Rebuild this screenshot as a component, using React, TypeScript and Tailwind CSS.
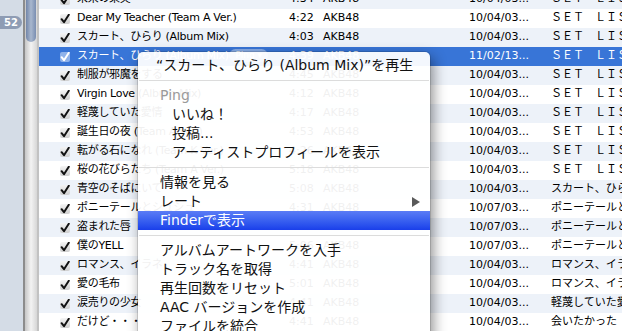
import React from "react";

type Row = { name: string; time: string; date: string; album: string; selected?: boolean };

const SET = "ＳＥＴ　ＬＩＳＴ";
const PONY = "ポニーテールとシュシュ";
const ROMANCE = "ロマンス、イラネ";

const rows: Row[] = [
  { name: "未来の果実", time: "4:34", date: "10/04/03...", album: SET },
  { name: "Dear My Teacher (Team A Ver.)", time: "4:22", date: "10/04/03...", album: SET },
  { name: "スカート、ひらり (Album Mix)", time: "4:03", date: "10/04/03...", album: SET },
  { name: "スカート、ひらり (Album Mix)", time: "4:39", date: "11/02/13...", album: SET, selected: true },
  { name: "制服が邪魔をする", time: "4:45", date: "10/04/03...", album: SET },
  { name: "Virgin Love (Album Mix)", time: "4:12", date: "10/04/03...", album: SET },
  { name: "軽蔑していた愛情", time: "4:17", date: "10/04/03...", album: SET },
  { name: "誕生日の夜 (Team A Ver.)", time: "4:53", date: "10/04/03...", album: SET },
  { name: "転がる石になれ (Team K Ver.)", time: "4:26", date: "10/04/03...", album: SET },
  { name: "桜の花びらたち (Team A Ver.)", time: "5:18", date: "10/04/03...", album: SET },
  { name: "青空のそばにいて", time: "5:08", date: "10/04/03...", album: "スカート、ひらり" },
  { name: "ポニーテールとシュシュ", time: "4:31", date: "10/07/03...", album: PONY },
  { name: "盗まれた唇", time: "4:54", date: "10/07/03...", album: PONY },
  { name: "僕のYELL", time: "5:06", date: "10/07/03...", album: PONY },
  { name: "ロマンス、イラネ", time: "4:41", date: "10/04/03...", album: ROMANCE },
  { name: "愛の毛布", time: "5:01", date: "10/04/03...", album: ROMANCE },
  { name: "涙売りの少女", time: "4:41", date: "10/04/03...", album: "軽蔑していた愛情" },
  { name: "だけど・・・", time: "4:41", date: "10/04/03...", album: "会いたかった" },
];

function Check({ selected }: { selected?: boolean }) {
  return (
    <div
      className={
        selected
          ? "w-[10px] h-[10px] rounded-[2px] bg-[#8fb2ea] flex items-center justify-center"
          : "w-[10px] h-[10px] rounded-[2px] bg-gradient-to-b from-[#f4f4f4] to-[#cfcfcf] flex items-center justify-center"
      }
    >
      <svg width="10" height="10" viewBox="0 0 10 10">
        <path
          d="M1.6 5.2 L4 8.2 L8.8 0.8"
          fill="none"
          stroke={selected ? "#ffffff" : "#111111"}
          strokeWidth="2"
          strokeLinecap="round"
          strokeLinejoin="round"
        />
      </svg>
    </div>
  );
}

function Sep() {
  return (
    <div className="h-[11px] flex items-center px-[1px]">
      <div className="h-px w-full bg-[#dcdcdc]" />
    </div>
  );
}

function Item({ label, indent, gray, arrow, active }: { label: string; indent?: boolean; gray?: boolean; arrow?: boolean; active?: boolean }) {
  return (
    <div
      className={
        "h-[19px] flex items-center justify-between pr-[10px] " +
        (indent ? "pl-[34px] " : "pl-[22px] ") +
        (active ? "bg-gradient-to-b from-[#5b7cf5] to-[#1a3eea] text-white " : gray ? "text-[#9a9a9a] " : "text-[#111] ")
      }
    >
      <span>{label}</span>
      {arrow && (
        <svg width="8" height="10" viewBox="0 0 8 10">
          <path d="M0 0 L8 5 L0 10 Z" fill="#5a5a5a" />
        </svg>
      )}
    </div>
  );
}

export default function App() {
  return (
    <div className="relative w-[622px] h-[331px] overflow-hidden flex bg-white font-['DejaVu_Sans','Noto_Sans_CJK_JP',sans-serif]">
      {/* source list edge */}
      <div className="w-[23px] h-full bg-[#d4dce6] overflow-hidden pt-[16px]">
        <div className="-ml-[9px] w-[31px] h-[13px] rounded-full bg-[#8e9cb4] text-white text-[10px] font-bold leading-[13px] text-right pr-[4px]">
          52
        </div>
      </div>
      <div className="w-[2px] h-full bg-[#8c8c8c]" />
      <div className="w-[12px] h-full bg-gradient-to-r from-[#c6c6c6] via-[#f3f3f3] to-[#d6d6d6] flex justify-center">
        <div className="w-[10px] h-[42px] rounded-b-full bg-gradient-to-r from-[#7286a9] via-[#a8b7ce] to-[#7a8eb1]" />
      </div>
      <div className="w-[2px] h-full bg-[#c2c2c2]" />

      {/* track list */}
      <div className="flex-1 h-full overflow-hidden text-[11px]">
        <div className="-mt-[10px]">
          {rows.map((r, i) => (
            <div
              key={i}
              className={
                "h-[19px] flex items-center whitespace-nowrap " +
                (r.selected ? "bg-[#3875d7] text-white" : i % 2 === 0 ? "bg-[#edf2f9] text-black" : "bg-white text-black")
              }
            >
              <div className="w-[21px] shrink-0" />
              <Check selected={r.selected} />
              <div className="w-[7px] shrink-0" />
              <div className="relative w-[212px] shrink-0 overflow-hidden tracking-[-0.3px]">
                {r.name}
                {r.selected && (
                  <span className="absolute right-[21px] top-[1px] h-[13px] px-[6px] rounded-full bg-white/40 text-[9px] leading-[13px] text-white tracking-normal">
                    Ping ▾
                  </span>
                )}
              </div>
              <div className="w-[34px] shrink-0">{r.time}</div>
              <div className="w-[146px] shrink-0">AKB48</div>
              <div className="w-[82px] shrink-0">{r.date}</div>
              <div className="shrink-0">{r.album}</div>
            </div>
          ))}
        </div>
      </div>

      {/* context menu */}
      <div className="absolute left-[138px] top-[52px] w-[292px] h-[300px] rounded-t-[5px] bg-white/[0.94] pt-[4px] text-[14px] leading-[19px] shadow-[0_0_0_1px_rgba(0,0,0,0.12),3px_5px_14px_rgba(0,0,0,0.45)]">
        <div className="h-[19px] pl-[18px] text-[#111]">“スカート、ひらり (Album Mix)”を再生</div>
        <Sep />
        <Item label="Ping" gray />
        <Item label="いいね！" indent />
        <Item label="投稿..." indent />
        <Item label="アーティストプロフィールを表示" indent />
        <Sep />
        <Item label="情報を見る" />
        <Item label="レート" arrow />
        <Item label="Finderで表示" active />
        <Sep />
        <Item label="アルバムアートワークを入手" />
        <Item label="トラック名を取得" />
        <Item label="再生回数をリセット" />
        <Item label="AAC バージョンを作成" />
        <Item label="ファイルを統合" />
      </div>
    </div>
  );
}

------------------------

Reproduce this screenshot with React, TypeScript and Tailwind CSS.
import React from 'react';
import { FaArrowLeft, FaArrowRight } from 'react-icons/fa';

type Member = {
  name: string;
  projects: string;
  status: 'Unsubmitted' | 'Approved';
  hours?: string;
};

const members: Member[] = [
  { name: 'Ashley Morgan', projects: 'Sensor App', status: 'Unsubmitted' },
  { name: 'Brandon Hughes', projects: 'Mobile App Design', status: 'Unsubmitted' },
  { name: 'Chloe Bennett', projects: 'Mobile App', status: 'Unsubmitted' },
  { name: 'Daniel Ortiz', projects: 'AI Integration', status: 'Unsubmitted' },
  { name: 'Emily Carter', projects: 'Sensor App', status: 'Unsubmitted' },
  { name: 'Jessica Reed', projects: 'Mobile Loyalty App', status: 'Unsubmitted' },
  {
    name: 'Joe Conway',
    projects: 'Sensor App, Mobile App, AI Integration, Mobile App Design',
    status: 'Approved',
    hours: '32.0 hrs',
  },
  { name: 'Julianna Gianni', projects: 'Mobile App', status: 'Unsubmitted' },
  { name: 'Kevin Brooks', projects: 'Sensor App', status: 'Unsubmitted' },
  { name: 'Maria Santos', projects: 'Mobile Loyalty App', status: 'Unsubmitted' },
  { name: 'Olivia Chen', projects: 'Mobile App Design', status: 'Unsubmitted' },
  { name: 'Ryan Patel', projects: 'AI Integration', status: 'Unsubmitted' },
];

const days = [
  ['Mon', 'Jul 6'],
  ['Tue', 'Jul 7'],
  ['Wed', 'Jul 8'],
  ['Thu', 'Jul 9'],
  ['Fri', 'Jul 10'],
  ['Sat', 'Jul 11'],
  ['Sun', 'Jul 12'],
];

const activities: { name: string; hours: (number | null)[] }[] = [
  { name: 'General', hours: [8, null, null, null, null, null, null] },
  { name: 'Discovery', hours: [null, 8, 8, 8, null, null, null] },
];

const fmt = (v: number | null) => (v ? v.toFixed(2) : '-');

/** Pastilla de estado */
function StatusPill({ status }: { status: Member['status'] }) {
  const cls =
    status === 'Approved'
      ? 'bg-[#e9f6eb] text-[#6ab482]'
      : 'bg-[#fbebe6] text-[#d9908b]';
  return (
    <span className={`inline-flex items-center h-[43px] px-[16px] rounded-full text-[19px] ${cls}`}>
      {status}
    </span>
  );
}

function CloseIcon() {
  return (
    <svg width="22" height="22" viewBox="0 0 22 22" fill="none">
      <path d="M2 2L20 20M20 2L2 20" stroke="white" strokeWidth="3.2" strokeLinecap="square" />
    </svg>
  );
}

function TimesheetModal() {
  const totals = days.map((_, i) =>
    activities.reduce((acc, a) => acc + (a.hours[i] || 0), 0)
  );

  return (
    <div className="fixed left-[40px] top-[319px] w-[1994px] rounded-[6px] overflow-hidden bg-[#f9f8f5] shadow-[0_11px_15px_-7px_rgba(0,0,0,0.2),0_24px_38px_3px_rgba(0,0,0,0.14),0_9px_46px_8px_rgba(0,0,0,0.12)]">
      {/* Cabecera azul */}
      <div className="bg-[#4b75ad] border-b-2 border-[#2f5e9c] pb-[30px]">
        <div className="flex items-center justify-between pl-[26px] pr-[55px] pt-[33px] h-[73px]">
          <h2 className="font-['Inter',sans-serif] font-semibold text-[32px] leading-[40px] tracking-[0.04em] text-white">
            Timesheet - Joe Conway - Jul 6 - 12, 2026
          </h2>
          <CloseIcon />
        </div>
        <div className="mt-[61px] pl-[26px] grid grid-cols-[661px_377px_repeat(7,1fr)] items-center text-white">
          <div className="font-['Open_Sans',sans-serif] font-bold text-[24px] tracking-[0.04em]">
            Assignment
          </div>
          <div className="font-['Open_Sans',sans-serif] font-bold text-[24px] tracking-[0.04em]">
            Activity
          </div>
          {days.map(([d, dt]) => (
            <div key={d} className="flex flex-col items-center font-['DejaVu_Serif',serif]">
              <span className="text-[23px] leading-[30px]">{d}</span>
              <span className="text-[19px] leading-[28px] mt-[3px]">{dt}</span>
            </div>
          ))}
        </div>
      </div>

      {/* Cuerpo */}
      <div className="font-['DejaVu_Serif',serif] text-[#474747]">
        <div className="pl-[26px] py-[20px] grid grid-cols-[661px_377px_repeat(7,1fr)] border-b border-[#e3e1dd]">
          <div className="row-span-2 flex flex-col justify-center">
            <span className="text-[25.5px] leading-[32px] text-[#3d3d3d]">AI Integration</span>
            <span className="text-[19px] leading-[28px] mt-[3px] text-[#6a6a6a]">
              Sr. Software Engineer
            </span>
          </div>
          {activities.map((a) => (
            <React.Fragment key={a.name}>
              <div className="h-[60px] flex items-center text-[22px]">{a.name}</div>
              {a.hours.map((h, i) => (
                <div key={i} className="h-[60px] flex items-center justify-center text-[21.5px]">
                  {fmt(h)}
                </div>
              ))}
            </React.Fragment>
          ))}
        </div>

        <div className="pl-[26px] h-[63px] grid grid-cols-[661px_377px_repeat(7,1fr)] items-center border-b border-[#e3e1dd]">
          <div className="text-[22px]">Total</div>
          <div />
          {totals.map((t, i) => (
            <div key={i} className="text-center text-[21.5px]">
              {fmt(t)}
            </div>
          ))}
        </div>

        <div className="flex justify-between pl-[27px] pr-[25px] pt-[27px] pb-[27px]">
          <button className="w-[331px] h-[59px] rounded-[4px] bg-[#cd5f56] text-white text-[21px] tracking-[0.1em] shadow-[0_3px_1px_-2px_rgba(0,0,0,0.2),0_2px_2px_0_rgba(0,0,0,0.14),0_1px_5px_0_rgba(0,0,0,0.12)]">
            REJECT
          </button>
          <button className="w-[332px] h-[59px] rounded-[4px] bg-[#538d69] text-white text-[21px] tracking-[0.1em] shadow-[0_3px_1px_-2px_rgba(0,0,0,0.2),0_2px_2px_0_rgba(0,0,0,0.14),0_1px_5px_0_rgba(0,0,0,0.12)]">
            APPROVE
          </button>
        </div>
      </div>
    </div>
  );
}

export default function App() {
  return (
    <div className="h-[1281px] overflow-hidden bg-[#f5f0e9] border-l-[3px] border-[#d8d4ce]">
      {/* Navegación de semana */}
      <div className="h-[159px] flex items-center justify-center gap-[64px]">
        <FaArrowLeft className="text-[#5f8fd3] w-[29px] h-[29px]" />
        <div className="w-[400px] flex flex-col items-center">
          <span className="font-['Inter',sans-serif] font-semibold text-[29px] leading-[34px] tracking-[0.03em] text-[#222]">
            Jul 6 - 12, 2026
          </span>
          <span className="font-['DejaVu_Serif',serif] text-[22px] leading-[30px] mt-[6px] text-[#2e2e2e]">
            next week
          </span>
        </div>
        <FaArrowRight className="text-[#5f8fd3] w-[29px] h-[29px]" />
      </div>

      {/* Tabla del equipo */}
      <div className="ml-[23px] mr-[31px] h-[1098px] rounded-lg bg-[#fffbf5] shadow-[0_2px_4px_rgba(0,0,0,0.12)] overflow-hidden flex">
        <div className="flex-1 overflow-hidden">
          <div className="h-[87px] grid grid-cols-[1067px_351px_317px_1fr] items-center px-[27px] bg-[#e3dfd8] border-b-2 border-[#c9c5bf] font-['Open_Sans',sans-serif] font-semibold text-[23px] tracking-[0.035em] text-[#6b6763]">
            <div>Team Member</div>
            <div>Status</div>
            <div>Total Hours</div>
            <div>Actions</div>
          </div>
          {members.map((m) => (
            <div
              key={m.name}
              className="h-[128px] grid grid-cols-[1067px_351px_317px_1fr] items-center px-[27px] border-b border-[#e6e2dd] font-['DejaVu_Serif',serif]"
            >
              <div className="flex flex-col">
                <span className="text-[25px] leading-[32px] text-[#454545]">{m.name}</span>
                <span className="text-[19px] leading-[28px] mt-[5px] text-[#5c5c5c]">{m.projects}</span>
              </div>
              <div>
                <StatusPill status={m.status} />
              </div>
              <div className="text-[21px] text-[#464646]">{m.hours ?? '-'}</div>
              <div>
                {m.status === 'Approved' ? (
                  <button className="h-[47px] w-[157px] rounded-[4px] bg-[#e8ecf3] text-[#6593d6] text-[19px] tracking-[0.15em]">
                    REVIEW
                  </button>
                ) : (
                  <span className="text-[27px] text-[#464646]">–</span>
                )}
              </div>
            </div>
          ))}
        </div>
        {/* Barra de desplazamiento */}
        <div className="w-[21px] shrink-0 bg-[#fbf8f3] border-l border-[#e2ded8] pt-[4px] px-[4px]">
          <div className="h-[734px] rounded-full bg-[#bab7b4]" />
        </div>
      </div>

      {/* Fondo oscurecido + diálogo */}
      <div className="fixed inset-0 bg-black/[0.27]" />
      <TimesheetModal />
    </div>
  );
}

------------------------

PROBLEM:
Check each line of the records above for the string "TypeScript", and report every line that has it.

FINISHED EXERCISE:
Rebuild this screenshot as a component, using React, TypeScript and Tailwind CSS.
Reproduce this screenshot with React, TypeScript and Tailwind CSS.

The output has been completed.